Short task> Write out the data below in full, unchanged, minus the images.

++++++

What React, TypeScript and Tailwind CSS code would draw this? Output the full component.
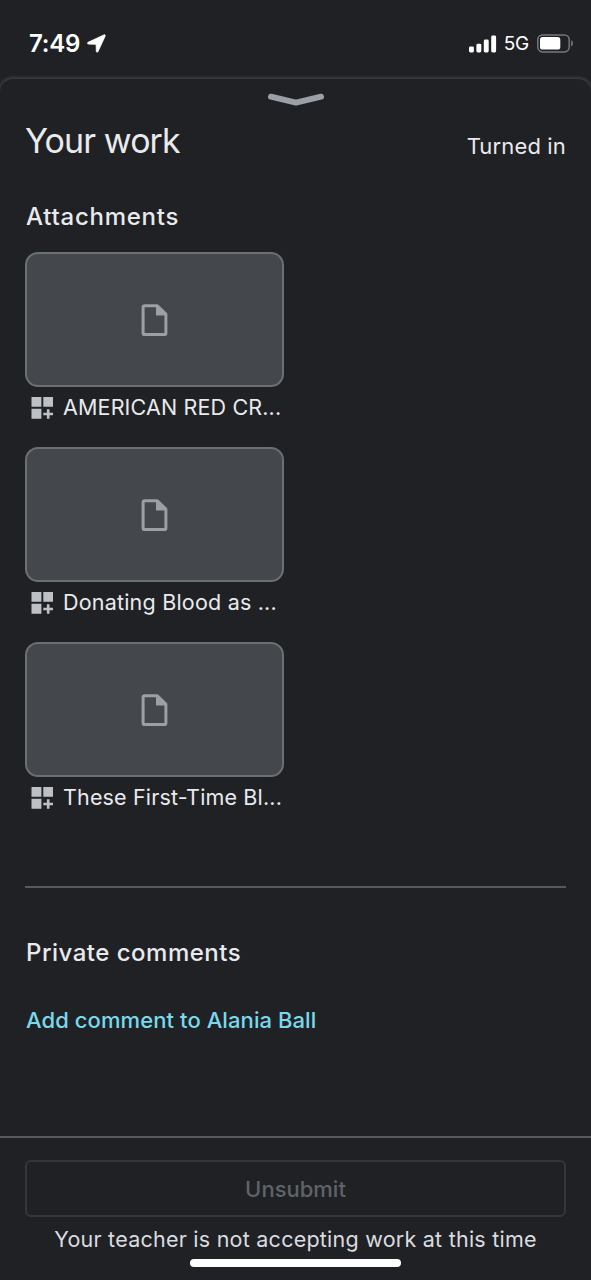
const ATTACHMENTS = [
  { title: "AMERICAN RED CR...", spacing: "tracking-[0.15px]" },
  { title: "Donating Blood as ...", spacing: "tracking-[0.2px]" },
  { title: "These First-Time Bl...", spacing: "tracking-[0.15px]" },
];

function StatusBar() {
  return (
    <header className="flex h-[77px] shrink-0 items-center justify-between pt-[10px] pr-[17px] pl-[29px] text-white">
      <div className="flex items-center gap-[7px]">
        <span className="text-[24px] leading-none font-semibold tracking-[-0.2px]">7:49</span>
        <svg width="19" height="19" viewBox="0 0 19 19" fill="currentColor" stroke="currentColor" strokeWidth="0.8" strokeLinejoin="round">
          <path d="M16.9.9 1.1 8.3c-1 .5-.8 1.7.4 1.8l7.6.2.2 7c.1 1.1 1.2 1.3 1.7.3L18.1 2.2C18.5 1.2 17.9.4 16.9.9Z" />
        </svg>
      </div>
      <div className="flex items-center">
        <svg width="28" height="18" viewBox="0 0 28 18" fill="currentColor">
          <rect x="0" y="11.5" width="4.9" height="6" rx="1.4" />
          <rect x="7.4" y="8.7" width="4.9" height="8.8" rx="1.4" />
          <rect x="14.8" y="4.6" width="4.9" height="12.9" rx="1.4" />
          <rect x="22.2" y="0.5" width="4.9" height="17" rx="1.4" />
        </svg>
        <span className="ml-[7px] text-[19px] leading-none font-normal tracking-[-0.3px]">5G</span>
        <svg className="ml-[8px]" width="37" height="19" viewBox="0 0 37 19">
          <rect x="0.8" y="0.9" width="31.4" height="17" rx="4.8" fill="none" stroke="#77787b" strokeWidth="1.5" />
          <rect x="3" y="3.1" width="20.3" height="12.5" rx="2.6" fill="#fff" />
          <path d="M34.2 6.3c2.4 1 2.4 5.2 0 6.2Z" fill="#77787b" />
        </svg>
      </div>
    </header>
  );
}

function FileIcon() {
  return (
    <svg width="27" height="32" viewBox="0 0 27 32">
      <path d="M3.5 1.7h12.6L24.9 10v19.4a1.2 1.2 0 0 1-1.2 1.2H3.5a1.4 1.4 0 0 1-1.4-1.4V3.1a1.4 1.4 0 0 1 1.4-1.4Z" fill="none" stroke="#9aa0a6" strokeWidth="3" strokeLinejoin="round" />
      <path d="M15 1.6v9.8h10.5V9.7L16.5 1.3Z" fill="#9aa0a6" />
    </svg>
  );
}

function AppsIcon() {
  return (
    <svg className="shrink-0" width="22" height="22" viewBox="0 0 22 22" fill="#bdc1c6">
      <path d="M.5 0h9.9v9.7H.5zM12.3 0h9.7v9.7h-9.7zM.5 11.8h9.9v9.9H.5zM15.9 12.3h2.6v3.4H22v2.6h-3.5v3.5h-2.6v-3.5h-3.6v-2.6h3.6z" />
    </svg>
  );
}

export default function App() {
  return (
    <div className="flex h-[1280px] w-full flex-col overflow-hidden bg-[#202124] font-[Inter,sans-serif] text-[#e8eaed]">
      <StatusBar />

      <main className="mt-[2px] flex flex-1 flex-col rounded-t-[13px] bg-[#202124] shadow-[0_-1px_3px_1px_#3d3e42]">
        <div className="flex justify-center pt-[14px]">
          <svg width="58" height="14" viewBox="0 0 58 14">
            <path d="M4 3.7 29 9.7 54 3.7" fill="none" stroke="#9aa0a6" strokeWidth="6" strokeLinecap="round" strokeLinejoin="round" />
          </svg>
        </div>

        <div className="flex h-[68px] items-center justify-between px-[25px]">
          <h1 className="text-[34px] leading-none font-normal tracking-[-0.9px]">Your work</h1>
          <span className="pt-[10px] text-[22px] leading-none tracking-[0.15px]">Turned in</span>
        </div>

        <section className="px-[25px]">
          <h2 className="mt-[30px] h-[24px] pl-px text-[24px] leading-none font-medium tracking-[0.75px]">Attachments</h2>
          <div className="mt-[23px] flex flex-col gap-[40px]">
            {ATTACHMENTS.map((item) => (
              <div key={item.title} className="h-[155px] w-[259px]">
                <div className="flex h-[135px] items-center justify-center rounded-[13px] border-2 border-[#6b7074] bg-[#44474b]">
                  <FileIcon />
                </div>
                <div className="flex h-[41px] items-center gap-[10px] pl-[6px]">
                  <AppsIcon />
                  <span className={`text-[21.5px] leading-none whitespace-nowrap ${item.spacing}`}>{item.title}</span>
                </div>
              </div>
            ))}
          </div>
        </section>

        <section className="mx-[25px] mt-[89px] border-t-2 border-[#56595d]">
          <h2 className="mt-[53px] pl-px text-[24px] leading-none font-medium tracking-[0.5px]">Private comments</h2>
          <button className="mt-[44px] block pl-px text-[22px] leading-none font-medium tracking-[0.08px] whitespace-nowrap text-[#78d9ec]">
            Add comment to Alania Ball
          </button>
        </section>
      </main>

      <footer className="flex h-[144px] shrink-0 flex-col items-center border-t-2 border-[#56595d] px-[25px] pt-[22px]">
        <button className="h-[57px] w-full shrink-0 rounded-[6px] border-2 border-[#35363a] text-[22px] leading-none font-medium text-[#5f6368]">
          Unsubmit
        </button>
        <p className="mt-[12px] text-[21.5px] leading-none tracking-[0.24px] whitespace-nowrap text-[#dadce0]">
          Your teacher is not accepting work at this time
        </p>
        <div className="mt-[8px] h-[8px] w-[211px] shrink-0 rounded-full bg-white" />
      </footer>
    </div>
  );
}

++++++

Output for this task>
What React, TypeScript and Tailwind CSS code would draw this? Output the full component.
const ATTACHMENTS = [
  { title: "AMERICAN RED CR...", spacing: "tracking-[0.15px]" },
  { title: "Donating Blood as ...", spacing: "tracking-[0.2px]" },
  { title: "These First-Time Bl...", spacing: "tracking-[0.15px]" },
];

function StatusBar() {
  return (
    <header className="flex h-[77px] shrink-0 items-center justify-between pt-[10px] pr-[17px] pl-[29px] text-white">
      <div className="flex items-center gap-[7px]">
        <span className="text-[24px] leading-none font-semibold tracking-[-0.2px]">7:49</span>
        <svg width="19" height="19" viewBox="0 0 19 19" fill="currentColor" stroke="currentColor" strokeWidth="0.8" strokeLinejoin="round">
          <path d="M16.9.9 1.1 8.3c-1 .5-.8 1.7.4 1.8l7.6.2.2 7c.1 1.1 1.2 1.3 1.7.3L18.1 2.2C18.5 1.2 17.9.4 16.9.9Z" />
        </svg>
      </div>
      <div className="flex items-center">
        <svg width="28" height="18" viewBox="0 0 28 18" fill="currentColor">
          <rect x="0" y="11.5" width="4.9" height="6" rx="1.4" />
          <rect x="7.4" y="8.7" width="4.9" height="8.8" rx="1.4" />
          <rect x="14.8" y="4.6" width="4.9" height="12.9" rx="1.4" />
          <rect x="22.2" y="0.5" width="4.9" height="17" rx="1.4" />
        </svg>
        <span className="ml-[7px] text-[19px] leading-none font-normal tracking-[-0.3px]">5G</span>
        <svg className="ml-[8px]" width="37" height="19" viewBox="0 0 37 19">
          <rect x="0.8" y="0.9" width="31.4" height="17" rx="4.8" fill="none" stroke="#77787b" strokeWidth="1.5" />
          <rect x="3" y="3.1" width="20.3" height="12.5" rx="2.6" fill="#fff" />
          <path d="M34.2 6.3c2.4 1 2.4 5.2 0 6.2Z" fill="#77787b" />
        </svg>
      </div>
    </header>
  );
}

function FileIcon() {
  return (
    <svg width="27" height="32" viewBox="0 0 27 32">
      <path d="M3.5 1.7h12.6L24.9 10v19.4a1.2 1.2 0 0 1-1.2 1.2H3.5a1.4 1.4 0 0 1-1.4-1.4V3.1a1.4 1.4 0 0 1 1.4-1.4Z" fill="none" stroke="#9aa0a6" strokeWidth="3" strokeLinejoin="round" />
      <path d="M15 1.6v9.8h10.5V9.7L16.5 1.3Z" fill="#9aa0a6" />
    </svg>
  );
}

function AppsIcon() {
  return (
    <svg className="shrink-0" width="22" height="22" viewBox="0 0 22 22" fill="#bdc1c6">
      <path d="M.5 0h9.9v9.7H.5zM12.3 0h9.7v9.7h-9.7zM.5 11.8h9.9v9.9H.5zM15.9 12.3h2.6v3.4H22v2.6h-3.5v3.5h-2.6v-3.5h-3.6v-2.6h3.6z" />
    </svg>
  );
}

export default function App() {
  return (
    <div className="flex h-[1280px] w-full flex-col overflow-hidden bg-[#202124] font-[Inter,sans-serif] text-[#e8eaed]">
      <StatusBar />

      <main className="mt-[2px] flex flex-1 flex-col rounded-t-[13px] bg-[#202124] shadow-[0_-1px_3px_1px_#3d3e42]">
        <div className="flex justify-center pt-[14px]">
          <svg width="58" height="14" viewBox="0 0 58 14">
            <path d="M4 3.7 29 9.7 54 3.7" fill="none" stroke="#9aa0a6" strokeWidth="6" strokeLinecap="round" strokeLinejoin="round" />
          </svg>
        </div>

        <div className="flex h-[68px] items-center justify-between px-[25px]">
          <h1 className="text-[34px] leading-none font-normal tracking-[-0.9px]">Your work</h1>
          <span className="pt-[10px] text-[22px] leading-none tracking-[0.15px]">Turned in</span>
        </div>

        <section className="px-[25px]">
          <h2 className="mt-[30px] h-[24px] pl-px text-[24px] leading-none font-medium tracking-[0.75px]">Attachments</h2>
          <div className="mt-[23px] flex flex-col gap-[40px]">
            {ATTACHMENTS.map((item) => (
              <div key={item.title} className="h-[155px] w-[259px]">
                <div className="flex h-[135px] items-center justify-center rounded-[13px] border-2 border-[#6b7074] bg-[#44474b]">
                  <FileIcon />
                </div>
                <div className="flex h-[41px] items-center gap-[10px] pl-[6px]">
                  <AppsIcon />
                  <span className={`text-[21.5px] leading-none whitespace-nowrap ${item.spacing}`}>{item.title}</span>
                </div>
              </div>
            ))}
          </div>
        </section>

        <section className="mx-[25px] mt-[89px] border-t-2 border-[#56595d]">
          <h2 className="mt-[53px] pl-px text-[24px] leading-none font-medium tracking-[0.5px]">Private comments</h2>
          <button className="mt-[44px] block pl-px text-[22px] leading-none font-medium tracking-[0.08px] whitespace-nowrap text-[#78d9ec]">
            Add comment to Alania Ball
          </button>
        </section>
      </main>

      <footer className="flex h-[144px] shrink-0 flex-col items-center border-t-2 border-[#56595d] px-[25px] pt-[22px]">
        <button className="h-[57px] w-full shrink-0 rounded-[6px] border-2 border-[#35363a] text-[22px] leading-none font-medium text-[#5f6368]">
          Unsubmit
        </button>
        <p className="mt-[12px] text-[21.5px] leading-none tracking-[0.24px] whitespace-nowrap text-[#dadce0]">
          Your teacher is not accepting work at this time
        </p>
        <div className="mt-[8px] h-[8px] w-[211px] shrink-0 rounded-full bg-white" />
      </footer>
    </div>
  );
}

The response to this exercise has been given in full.